◆ Written task ◆
Each line in the entries below that holds the string "this" is to be listed.

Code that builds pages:
-- Begin --

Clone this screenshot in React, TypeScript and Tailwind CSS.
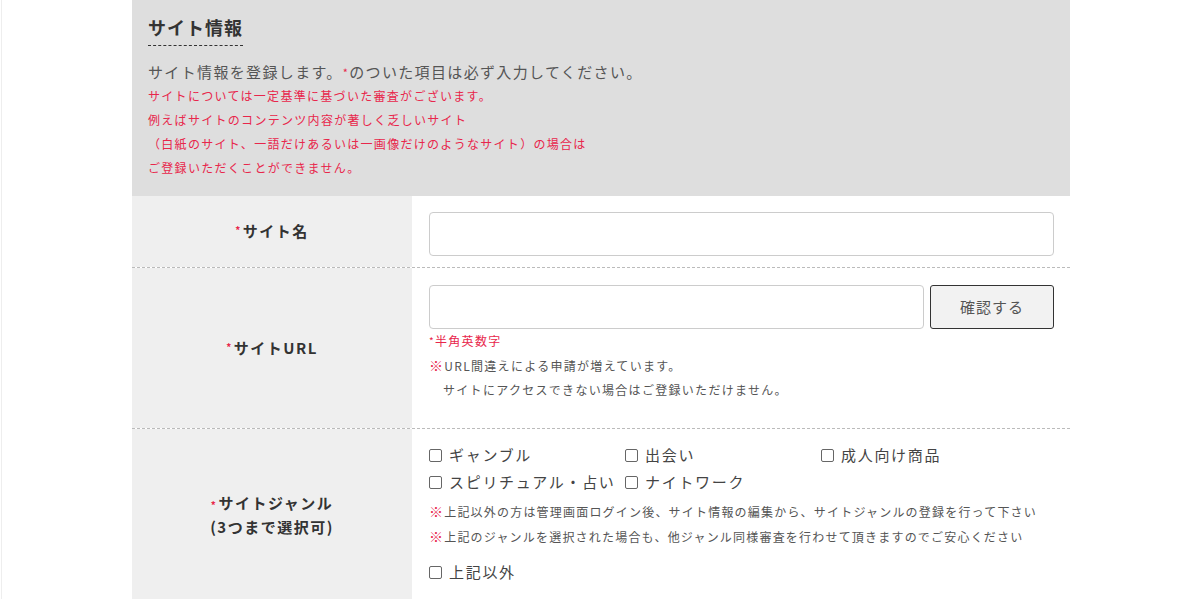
import React from "react";

const font = { fontFamily: '"Noto Sans CJK JP", "Noto Sans", sans-serif' };

function Req() {
  return <span className="text-[#e8264b] text-[10px] align-top relative top-[2px] mr-[1px]">*</span>;
}

function Box({ label, className = "" }: { label: string; className?: string }) {
  return (
    <label className={`flex items-center h-[27px] ${className}`}>
      <span className="inline-block w-[13px] h-[13px] border border-[#666] rounded-[2px] bg-white mr-[7px] shrink-0" />
      <span className="text-[15px] tracking-[1.7px] text-[#444] whitespace-nowrap">{label}</span>
    </label>
  );
}

export default function App() {
  return (
    <div className="w-[1200px] h-[599px] overflow-hidden bg-white" style={font}>
      <div className="ml-px h-full border-l border-[#eeeeee] pl-[130px]">
        <div className="w-[938px]">
          {/* header */}
          <div className="bg-[#dedede] pl-4 pr-4 pt-[14px] pb-4">
            <div className="inline-block border-b border-dashed border-[#333] pb-[4px]">
              <h2 className="text-[18px] leading-[27px] font-bold tracking-[1px] text-[#333]">サイト情報</h2>
            </div>
            <p className="mt-[14px] text-[15px] leading-[24px] tracking-[1.35px] text-[#555]">
              サイト情報を登録します。<span className="text-[#e8264b] text-[11px] align-top">*</span>のついた項目は必ず入力してください。
            </p>
            <div className="text-[12px] leading-[24px] tracking-[1.3px] text-[#e8264b]">
              <p>サイトについては一定基準に基づいた審査がございます。</p>
              <p>例えばサイトのコンテンツ内容が著しく乏しいサイト</p>
              <p>（白紙のサイト、一語だけあるいは一画像だけのようなサイト）の場合は</p>
              <p>ご登録いただくことができません。</p>
            </div>
          </div>

          {/* row 1 */}
          <div className="flex border-b border-dashed border-[#bbbbbb]">
            <div className="w-[280px] bg-[#efefef] flex items-center justify-center">
              <span className="text-[15px] font-bold tracking-[1.5px] text-[#333]"><Req />サイト名</span>
            </div>
            <div className="flex-1 pl-[17px] pr-4 pt-4 pb-[11px] bg-white">
              <div className="h-[44px] border border-[#cccccc] rounded-[4px] bg-white" />
            </div>
          </div>

          {/* row 2 */}
          <div className="flex border-b border-dashed border-[#bbbbbb]">
            <div className="w-[280px] bg-[#efefef] flex items-center justify-center">
              <span className="text-[15px] font-bold tracking-[1.5px] text-[#333]"><Req />サイトURL</span>
            </div>
            <div className="flex-1 pl-[17px] pr-4 pt-[17px] pb-[26px] bg-white">
              <div className="flex gap-[6px] h-[44px]">
                <div className="flex-1 border border-[#cccccc] rounded-[4px] bg-white" />
                <button className="w-[124px] border border-[#333] rounded-[3px] bg-[#f2f2f2] text-[15px] tracking-[1px] text-[#555]">確認する</button>
              </div>
              <p className="text-[12px] leading-[24px] tracking-[1.3px] text-[#e8264b]"><span className="text-[10px] align-top">*</span>半角英数字</p>
              <p className="text-[12px] leading-[24px] tracking-[1.3px] text-[#555]"><span className="text-[#e8264b] text-[14px]">※</span>URL間違えによる申請が増えています。</p>
              <p className="text-[12px] leading-[24px] tracking-[1.3px] text-[#555] pl-[14px]">サイトにアクセスできない場合はご登録いただけません。</p>
            </div>
          </div>

          {/* row 3 */}
          <div className="flex">
            <div className="w-[280px] bg-[#efefef] flex items-center justify-center">
              <div className="text-center text-[15px] font-bold tracking-[1.5px] leading-[24px] text-[#333]">
                <div><Req />サイトジャンル</div>
                <div>(3つまで選択可)</div>
              </div>
            </div>
            <div className="flex-1 pl-[17px] pr-4 pt-[13px] pb-[14px] bg-white">
              <div className="grid grid-cols-[196px_196px_196px]">
                <Box label="ギャンブル" />
                <Box label="出会い" />
                <Box label="成人向け商品" />
                <Box label="スピリチュアル・占い" />
                <Box label="ナイトワーク" />
              </div>
              <div className="mt-[3px] text-[12px] leading-[24px] tracking-[1.2px] text-[#555]">
                <p><span className="text-[#e8264b] text-[14px]">※</span>上記以外の方は管理画面ログイン後、サイト情報の編集から、サイトジャンルの登録を行って下さい</p>
                <p><span className="text-[#e8264b] text-[14px]">※</span>上記のジャンルを選択された場合も、他ジャンル同様審査を行わせて頂きますのでご安心ください</p>
              </div>
              <div className="mt-[10px]">
                <Box label="上記以外" />
              </div>
            </div>
          </div>
        </div>
      </div>
    </div>
  );
}
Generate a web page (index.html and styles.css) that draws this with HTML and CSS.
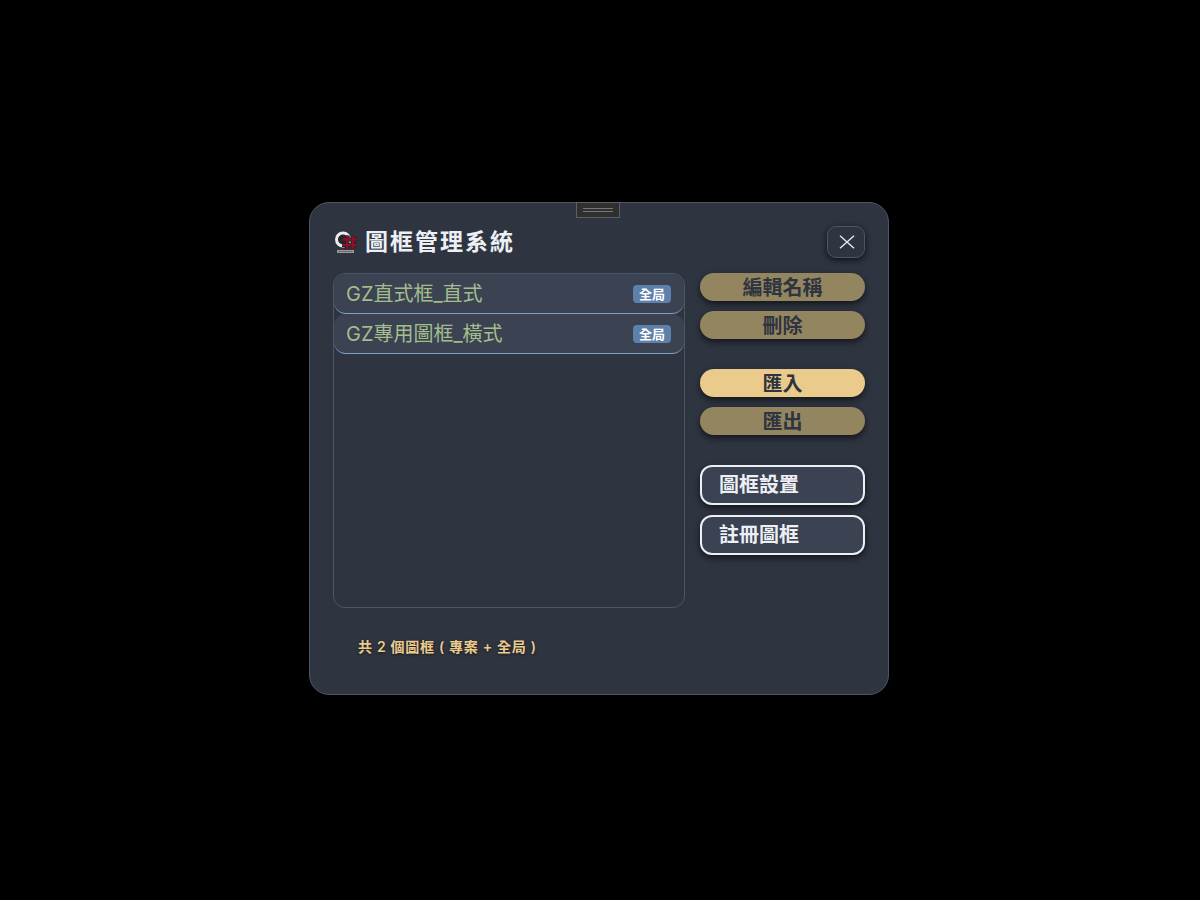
FILE: index.html
```html
<!DOCTYPE html>
<html lang="zh-Hant">
<head>
<meta charset="utf-8">
<title>圖框管理系統</title>
<link rel="stylesheet" href="styles.css">
</head>
<body>
<main class="dialog">
  <div class="handle"><span class="handle-lines"></span></div>
  <header class="head">
    <div class="title-wrap">
      <svg class="logo" width="24" height="24" viewBox="0 0 24 24">
        <circle cx="9" cy="9.5" r="6.5" fill="#23262d" stroke="#ececec" stroke-width="3"/>
        <path d="M8.5 9.5h15M8 15h15M13.8 5.5l-1 14M19.6 5.5l-1 14" fill="none" stroke="#23262d" stroke-width="4"/>
        <path d="M8.5 9.5h15M8 15h15M13.8 5.5l-1 14M19.6 5.5l-1 14" fill="none" stroke="#8e1128" stroke-width="2.2"/>
        <rect x="3" y="20" width="17" height="3" fill="#9a9a9a"/>
        <path d="M4.5 21.5h14" stroke="#55585f" stroke-width="1" stroke-dasharray="2 1"/>
      </svg>
      <h1 class="title">圖框管理系統</h1>
    </div>
    <button class="close" aria-label="關閉">
      <svg class="close-icon" width="16" height="14" viewBox="0 0 16 14"><path d="M1 .8l14 12.4M15 .8L1 13.2" fill="none" stroke="#e5e9f0" stroke-width="1.4"/></svg>
    </button>
  </header>
  <div class="body">
    <section class="list">
      <div class="item"><span class="name">GZ直式框_直式</span><span class="badge">全局</span></div>
      <div class="item"><span class="name">GZ專用圖框_橫式</span><span class="badge">全局</span></div>
    </section>
    <aside class="actions">
      <div class="group">
        <button class="pill dim">編輯名稱</button>
        <button class="pill dim">刪除</button>
      </div>
      <div class="group">
        <button class="pill">匯入</button>
        <button class="pill dim">匯出</button>
      </div>
      <div class="group">
        <button class="outline">圖框設置</button>
        <button class="outline">註冊圖框</button>
      </div>
    </aside>
  </div>
  <footer class="status">共 2 個圖框 ( 專案 + 全局 )</footer>
</main>
</body>
</html>
```
FILE: styles.css
```css
* { box-sizing: border-box; }
html, body { margin: 0; height: 100%; background: #000; }
body {
  padding: 202px 0 0 309px;
  font-family: Inter, "Noto Sans CJK TC", sans-serif;
}
.dialog {
  position: relative;
  width: 580px;
  height: 493px;
  padding: 23px 23px 0;
  background: #2e3440;
  border: 1px solid #4c566a;
  border-radius: 20px;
}
.handle {
  position: absolute;
  top: -1px;
  left: 266px;
  width: 44px;
  height: 16px;
  background: #2f2f2f;
  border: 1px solid #5f5f5f;
  display: flex;
  align-items: center;
  justify-content: center;
}
.handle-lines {
  width: 30px;
  height: 4px;
  border-top: 1px solid #777;
  border-bottom: 1px solid #777;
}
.head {
  display: flex;
  justify-content: space-between;
  align-items: center;
  height: 32px;
}
.title-wrap { display: flex; align-items: center; gap: 7px; padding-left: 1px; }
.logo { display: block; flex: none; }
.title {
  margin: 0;
  font-size: 23px;
  font-weight: 600;
  letter-spacing: 2px;
  color: #eceff4;
  line-height: 32px;
}
.close {
  width: 38px;
  height: 32px;
  padding: 0 0 0 1px;
  display: flex;
  align-items: center;
  justify-content: center;
  background: #2e3440;
  border: 1px solid #4c566a;
  border-radius: 9px;
  box-shadow: 0 2px 6px rgba(0,0,0,.7);
}
.body {
  display: flex;
  gap: 15px;
  margin-top: 15px;
}
.list {
  width: 352px;
  height: 335px;
  border: 1px solid #4c566a;
  border-radius: 12px;
  background: #2e3440;
}
.item {
  height: 40px;
  display: flex;
  align-items: center;
  justify-content: space-between;
  padding: 0 13px 0 12px;
  background: #3b4252;
  border-bottom: 1px solid #81a1c1;
  border-radius: 12px;
}
.name { font-size: 20px; color: #a3be8c; line-height: 28px; }
.badge {
  width: 38px;
  height: 18px;
  border-radius: 4px;
  background: #5e81ac;
  color: #fff;
  font-size: 13px;
  font-weight: 600;
  line-height: 18px;
  text-align: center;
}
.actions {
  width: 165px;
  display: flex;
  flex-direction: column;
  gap: 30px;
}
.group { display: flex; flex-direction: column; gap: 10px; }
.pill {
  height: 28px;
  padding: 2px 0 0;
  border: 0;
  border-radius: 14px;
  background: #ebcb8b;
  color: #2e3440;
  font: 600 20px/26px Inter, "Noto Sans CJK TC", sans-serif;
  box-shadow: 0 3px 6px rgba(0,0,0,.6);
}
.pill.dim { background: #938560; }
.outline {
  height: 40px;
  padding: 0 0 0 17px;
  text-align: left;
  background: #3b4252;
  border: 2px solid #eceff4;
  border-radius: 12px;
  color: #eceff4;
  font: 600 20px/36px Inter, "Noto Sans CJK TC", sans-serif;
  box-shadow: 0 3px 6px rgba(0,0,0,.6);
}
.status {
  margin: 29px 0 0 25px;
  font-size: 14px;
  font-weight: 600;
  letter-spacing: .7px;
  line-height: 20px;
  color: #ebcb8b;
  text-shadow: 0 1px 3px rgba(0,0,0,.5);
}
```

-- End --

◆ Worked solution ◆
Clone this screenshot in React, TypeScript and Tailwind CSS.
Generate a web page (index.html and styles.css) that draws this with HTML and CSS.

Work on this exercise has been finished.